Please note: To use this example workflow module as a template for a new workflow in your deployment the source key for the workflow module would need to point to a release of the cumulus-workflow (terraform-aws-cumulus-workflow.zip) module on our release page, as all of the provided Cumulus workflows are internally self-referential.

IngestGranule Workflow

The IngestGranule workflow processes and ingests a granule and posts the granule metadata to CMR.

The lambdas below are included in the cumulus terraform module for use in your workflows:

  1. SyncGranule - source.
  2. CmrStep - source

Additionally this workflow requires a processing step you must provide.

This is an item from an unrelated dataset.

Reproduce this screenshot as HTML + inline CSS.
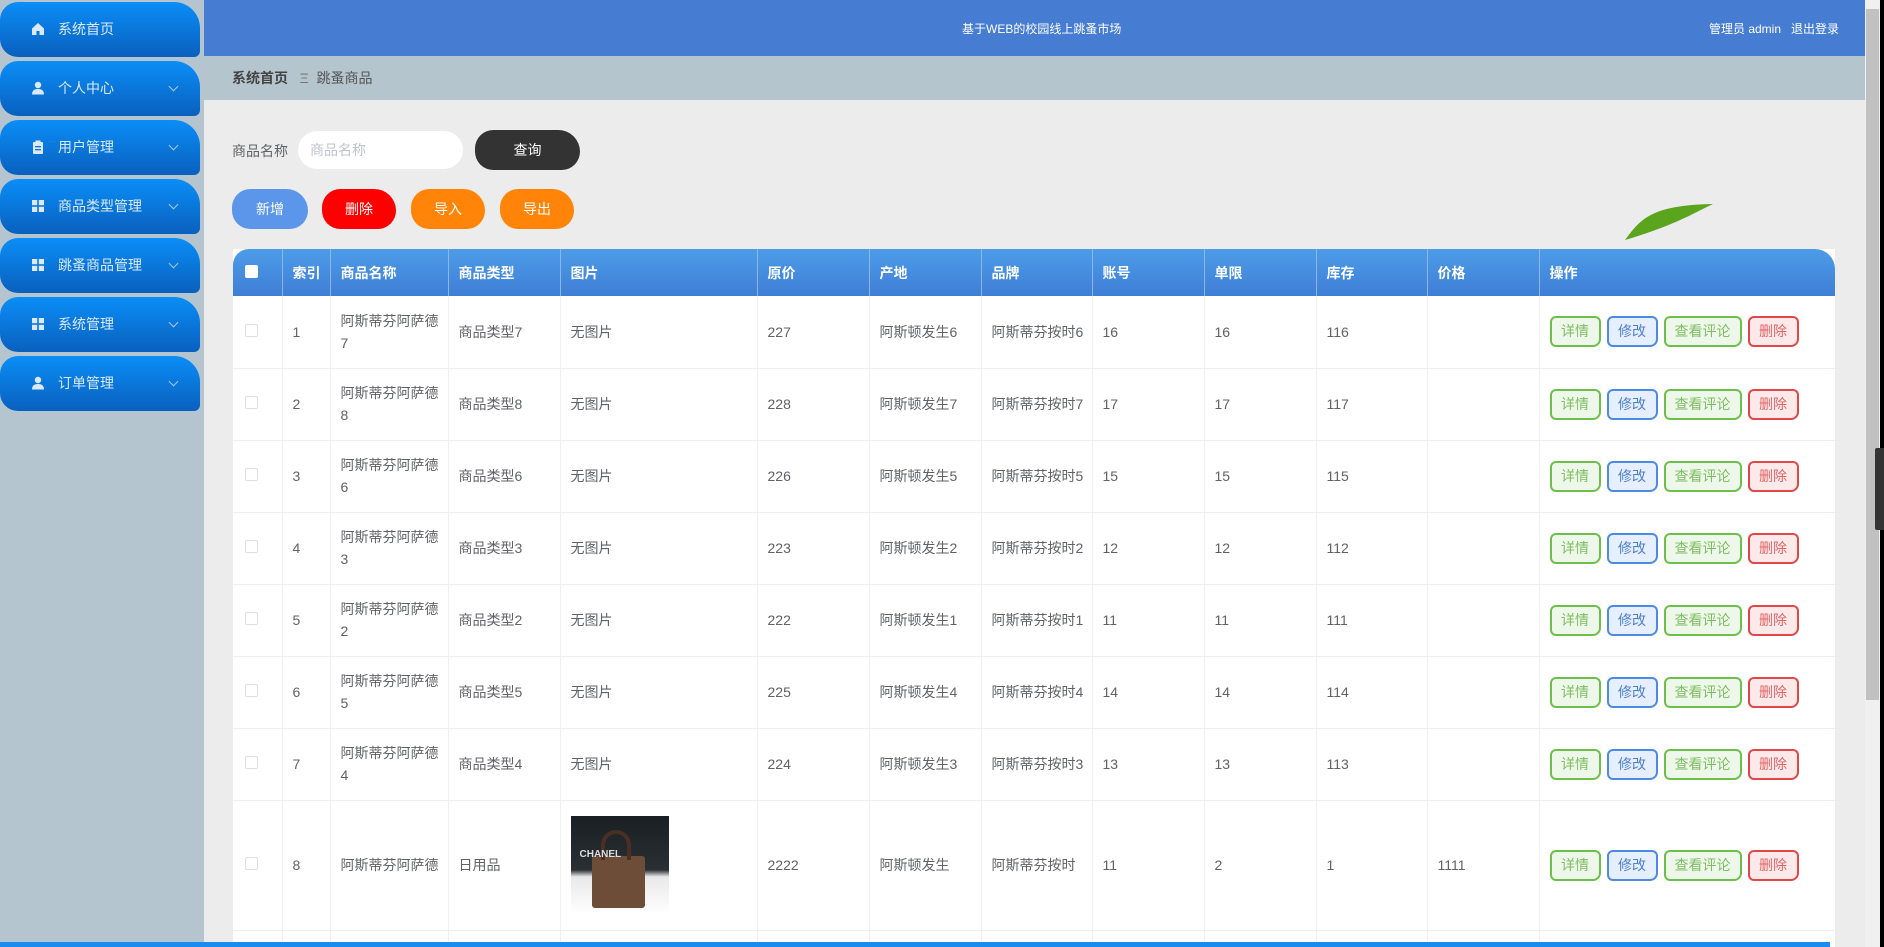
<!DOCTYPE html>
<html style="width:1884px;height:947px;overflow:hidden"><head><meta charset="utf-8"><style>
*{box-sizing:border-box;margin:0;padding:0}
body{width:1884px;height:947px;overflow:hidden;position:relative;background:#ececec;font-family:"Liberation Sans","Noto Sans CJK SC",sans-serif;font-size:14px;color:#606266}
.side{position:absolute;left:0;top:0;width:204px;height:947px;background:#b5c5cf}
.it{position:absolute;left:0;width:200px;height:55px;border-radius:18px 26px 6px 18px;background:linear-gradient(#0a8ef7,#0a60be);color:#dbe9f7;font-size:14px;line-height:55px;padding-left:58px}
.it .ic{position:absolute;left:31px;top:20px;width:14px;height:14px}
.it .ar{position:absolute;left:170px;top:22px;width:7px;height:7px;border-right:1.5px solid #a9c8ec;border-bottom:1.5px solid #a9c8ec;transform:rotate(45deg)}
.hd{position:absolute;left:204px;top:0;width:1661px;height:56px;background:#467cd2;color:#fff;font-size:12px}
.bc{position:absolute;left:204px;top:56px;width:1661px;height:44px;background:#b5c5cd;font-size:14px;line-height:44px;padding-left:28px;color:#555}
.btn{position:absolute;height:40px;line-height:40px;text-align:center;color:#fff;font-size:14px;border-radius:22px 26px 22px 22px}
.wrap{position:absolute;left:233px;top:249px;width:1602px;height:698px;overflow:hidden}
table{width:1602px;border-collapse:collapse;table-layout:fixed;background:#fff}
th{background:linear-gradient(#4d9ce8,#3f7ed6);color:#fff;height:47px;text-align:left;padding-left:10px;font-weight:bold;font-size:14px;border-right:1px solid #8bb6ea}
td{height:72px;padding:0 6px 0 10px;border-bottom:1px solid #ebeef5;border-right:1px solid #f0f0f0;font-size:14px;line-height:22px;white-space:nowrap;overflow:hidden;color:#606266}
.cb{display:inline-block;width:13px;height:13px;border:1px solid #dcdfe6;border-radius:2px;background:#fff;margin-left:2px}
.a{display:inline-block;height:31px;line-height:27px;border:2px solid;border-radius:6px 6px 8px 6px;font-size:14px;text-align:center;margin-right:6px;vertical-align:middle}
.g{border-color:#6cc04a;color:#7fbd62;background:#eef8ea}
.b{border-color:#4d8be0;color:#4d7fd0;background:#e6efff}
.r{border-color:#e04848;color:#e06565;background:#fde9e9}
</style></head><body>
<div class="side">
<div class="it" style="top:2px"><svg class="ic" viewBox="0 0 14 14"><path d="M7 1L1 6.5V13H5.5V9H8.5V13H13V6.5Z" fill="#dbe9f7"/></svg>系统首页</div>
<div class="it" style="top:61px"><svg class="ic" viewBox="0 0 14 14"><circle cx="7" cy="4" r="3.2" fill="#dbe9f7"/><path d="M1 13.5C1 9 4 8 7 8S13 9 13 13.5Z" fill="#dbe9f7"/></svg>个人中心<i class="ar"></i></div>
<div class="it" style="top:120px"><svg class="ic" viewBox="0 0 14 14"><rect x="2" y="2" width="10" height="12" rx="1" fill="#dbe9f7"/><rect x="4.5" y="0.5" width="5" height="3" fill="#dbe9f7"/><rect x="4" y="6" width="6" height="1.3" fill="#1270d0"/><rect x="4" y="9" width="6" height="1.3" fill="#1270d0"/></svg>用户管理<i class="ar"></i></div>
<div class="it" style="top:179px"><svg class="ic" viewBox="0 0 14 14"><rect x="1" y="1" width="5.2" height="5.2" fill="#dbe9f7"/><rect x="7.8" y="1" width="5.2" height="5.2" fill="#dbe9f7"/><rect x="1" y="7.8" width="5.2" height="5.2" fill="#dbe9f7"/><rect x="7.8" y="7.8" width="5.2" height="5.2" fill="#dbe9f7"/></svg>商品类型管理<i class="ar"></i></div>
<div class="it" style="top:238px"><svg class="ic" viewBox="0 0 14 14"><rect x="1" y="1" width="5.2" height="5.2" fill="#dbe9f7"/><rect x="7.8" y="1" width="5.2" height="5.2" fill="#dbe9f7"/><rect x="1" y="7.8" width="5.2" height="5.2" fill="#dbe9f7"/><rect x="7.8" y="7.8" width="5.2" height="5.2" fill="#dbe9f7"/></svg>跳蚤商品管理<i class="ar"></i></div>
<div class="it" style="top:297px"><svg class="ic" viewBox="0 0 14 14"><rect x="1" y="1" width="5.2" height="5.2" fill="#dbe9f7"/><rect x="7.8" y="1" width="5.2" height="5.2" fill="#dbe9f7"/><rect x="1" y="7.8" width="5.2" height="5.2" fill="#dbe9f7"/><rect x="7.8" y="7.8" width="5.2" height="5.2" fill="#dbe9f7"/></svg>系统管理<i class="ar"></i></div>
<div class="it" style="top:356px"><svg class="ic" viewBox="0 0 14 14"><circle cx="7" cy="4" r="3.2" fill="#dbe9f7"/><path d="M1 13.5C1 9 4 8 7 8S13 9 13 13.5Z" fill="#dbe9f7"/></svg>订单管理<i class="ar"></i></div>
</div>
<div class="hd"><span style="position:absolute;left:758px;top:20px">基于WEB的校园线上跳蚤市场</span><span style="position:absolute;left:1505px;top:20px">管理员 admin&nbsp;&nbsp;&nbsp;退出登录</span></div>
<div class="bc"><b style="color:#444">系统首页</b>&nbsp;&nbsp; <span style="color:#777">Ξ</span> &nbsp;跳蚤商品</div>
<svg style="position:absolute;left:1620px;top:200px" width="100" height="45"><path d="M5 40C20 20 30 5 93 4C70 15 55 25 5 40Z" fill="#5aa51d"/></svg>
<span style="position:absolute;left:232px;top:141px;font-size:14px">商品名称</span>
<div style="position:absolute;left:298px;top:131px;width:165px;height:38px;background:#fff;border-radius:20px;color:#c0c4cc;padding-left:12px;line-height:38px">商品名称</div>
<div class="btn" style="left:475px;top:130px;width:105px;background:#333">查询</div>
<div class="btn" style="left:232px;top:189px;width:76px;background:#5b96ea">新增</div>
<div class="btn" style="left:322px;top:189px;width:74px;background:#ff0000">删除</div>
<div class="btn" style="left:411px;top:189px;width:74px;background:#ff8408">导入</div>
<div class="btn" style="left:500px;top:189px;width:74px;background:#ff8408">导出</div>
<div class="wrap">
<table>
<colgroup><col style="width:49px"><col style="width:48px"><col style="width:118px"><col style="width:112px"><col style="width:197px"><col style="width:112px"><col style="width:112px"><col style="width:111px"><col style="width:112px"><col style="width:112px"><col style="width:111px"><col style="width:112px"><col style="width:296px"></colgroup>
<tr><th style="border-radius:16px 0 0 0"><span class="cb" style="border:none"></span></th><th>索引</th><th>商品名称</th><th>商品类型</th><th>图片</th><th>原价</th><th>产地</th><th>品牌</th><th>账号</th><th>单限</th><th>库存</th><th>价格</th><th style="border-radius:0 20px 0 0;border-right:none">操作</th></tr>
<tr><td><span class="cb"></span></td><td>1</td><td>阿斯蒂芬阿萨德<br>7</td><td>商品类型7</td><td>无图片</td><td>227</td><td>阿斯顿发生6</td><td>阿斯蒂芬按时6</td><td>16</td><td>16</td><td>116</td><td></td><td><span class="a g" style="width:51px">详情</span><span class="a b" style="width:51px">修改</span><span class="a g" style="width:78px">查看评论</span><span class="a r" style="width:51px">删除</span></td></tr>
<tr><td><span class="cb"></span></td><td>2</td><td>阿斯蒂芬阿萨德<br>8</td><td>商品类型8</td><td>无图片</td><td>228</td><td>阿斯顿发生7</td><td>阿斯蒂芬按时7</td><td>17</td><td>17</td><td>117</td><td></td><td><span class="a g" style="width:51px">详情</span><span class="a b" style="width:51px">修改</span><span class="a g" style="width:78px">查看评论</span><span class="a r" style="width:51px">删除</span></td></tr>
<tr><td><span class="cb"></span></td><td>3</td><td>阿斯蒂芬阿萨德<br>6</td><td>商品类型6</td><td>无图片</td><td>226</td><td>阿斯顿发生5</td><td>阿斯蒂芬按时5</td><td>15</td><td>15</td><td>115</td><td></td><td><span class="a g" style="width:51px">详情</span><span class="a b" style="width:51px">修改</span><span class="a g" style="width:78px">查看评论</span><span class="a r" style="width:51px">删除</span></td></tr>
<tr><td><span class="cb"></span></td><td>4</td><td>阿斯蒂芬阿萨德<br>3</td><td>商品类型3</td><td>无图片</td><td>223</td><td>阿斯顿发生2</td><td>阿斯蒂芬按时2</td><td>12</td><td>12</td><td>112</td><td></td><td><span class="a g" style="width:51px">详情</span><span class="a b" style="width:51px">修改</span><span class="a g" style="width:78px">查看评论</span><span class="a r" style="width:51px">删除</span></td></tr>
<tr><td><span class="cb"></span></td><td>5</td><td>阿斯蒂芬阿萨德<br>2</td><td>商品类型2</td><td>无图片</td><td>222</td><td>阿斯顿发生1</td><td>阿斯蒂芬按时1</td><td>11</td><td>11</td><td>111</td><td></td><td><span class="a g" style="width:51px">详情</span><span class="a b" style="width:51px">修改</span><span class="a g" style="width:78px">查看评论</span><span class="a r" style="width:51px">删除</span></td></tr>
<tr><td><span class="cb"></span></td><td>6</td><td>阿斯蒂芬阿萨德<br>5</td><td>商品类型5</td><td>无图片</td><td>225</td><td>阿斯顿发生4</td><td>阿斯蒂芬按时4</td><td>14</td><td>14</td><td>114</td><td></td><td><span class="a g" style="width:51px">详情</span><span class="a b" style="width:51px">修改</span><span class="a g" style="width:78px">查看评论</span><span class="a r" style="width:51px">删除</span></td></tr>
<tr><td><span class="cb"></span></td><td>7</td><td>阿斯蒂芬阿萨德<br>4</td><td>商品类型4</td><td>无图片</td><td>224</td><td>阿斯顿发生3</td><td>阿斯蒂芬按时3</td><td>13</td><td>13</td><td>113</td><td></td><td><span class="a g" style="width:51px">详情</span><span class="a b" style="width:51px">修改</span><span class="a g" style="width:78px">查看评论</span><span class="a r" style="width:51px">删除</span></td></tr>
<tr><td style="height:130px"><span class="cb"></span></td><td>8</td><td>阿斯蒂芬阿萨德</td><td>日用品</td><td><div style="width:98px;height:98px;background:linear-gradient(#1a1f24 0%,#2a2f33 55%,#e8e8e8 62%,#fff 100%);position:relative;overflow:hidden"><div style="position:absolute;left:21px;top:40px;width:53px;height:52px;background:#6e4d38;border-radius:3px"></div><div style="position:absolute;left:30px;top:14px;width:30px;height:30px;border:4px solid #4a3024;border-radius:15px 15px 0 0;border-bottom:none"></div><span style="position:absolute;left:9px;top:28px;color:#ddd;font-size:10px;font-weight:bold">CHANEL</span></div></td><td>2222</td><td>阿斯顿发生</td><td>阿斯蒂芬按时</td><td>11</td><td>2</td><td>1</td><td>1111</td><td><span class="a g" style="width:51px">详情</span><span class="a b" style="width:51px">修改</span><span class="a g" style="width:78px">查看评论</span><span class="a r" style="width:51px">删除</span></td></tr>
<tr><td></td><td></td><td></td><td></td><td><div style="width:98px;height:10px;background:#c9a89a"></div></td><td></td><td></td><td></td><td></td><td></td><td></td><td></td><td></td></tr>
</table>
</div>
<div style="position:absolute;left:0;top:942px;width:1830px;height:5px;background:#1a8cf0"></div>
<div style="position:absolute;left:1865px;top:0;width:15px;height:947px;background:#f0f0f0"></div>
<div style="position:absolute;left:1866px;top:9px;width:13px;height:691px;background:#c1c1c1"></div>
<div style="position:absolute;left:1880px;top:0;width:4px;height:947px;background:#000"></div>
<div style="position:absolute;left:1875px;top:448px;width:9px;height:82px;background:#333;border-radius:2px 0 0 2px"></div>
</body></html>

The ProcessingStep step in the workflow picture below is an example of a custom processing step.

Note: Using the CmrStep is not required and can be left out of the processing trajectory if desired (for example, in testing situations).

Screenshot of execution graph for SIPS IngestGranule workflow in AWS Step Functions console

An example workflow module configuration can be viewed in the Cumulus source for the ingest_and_publish_granule_workflow.

Please note: To use this example workflow module as a template for a new workflow in your deployment the source key for the workflow module would need to point to a release of the cumulus-workflow (terraform-aws-cumulus-workflow.zip) module on our release page, as all of the provided Cumulus workflows are internally self-referential.

Summary

In this cookbook we went over setting up a collection, rule, and provider for a SIPS workflow. Once we had the setup completed, we looked over the Cumulus workflows that participate in parsing PDRs, ingesting and processing granules, and updating CMR.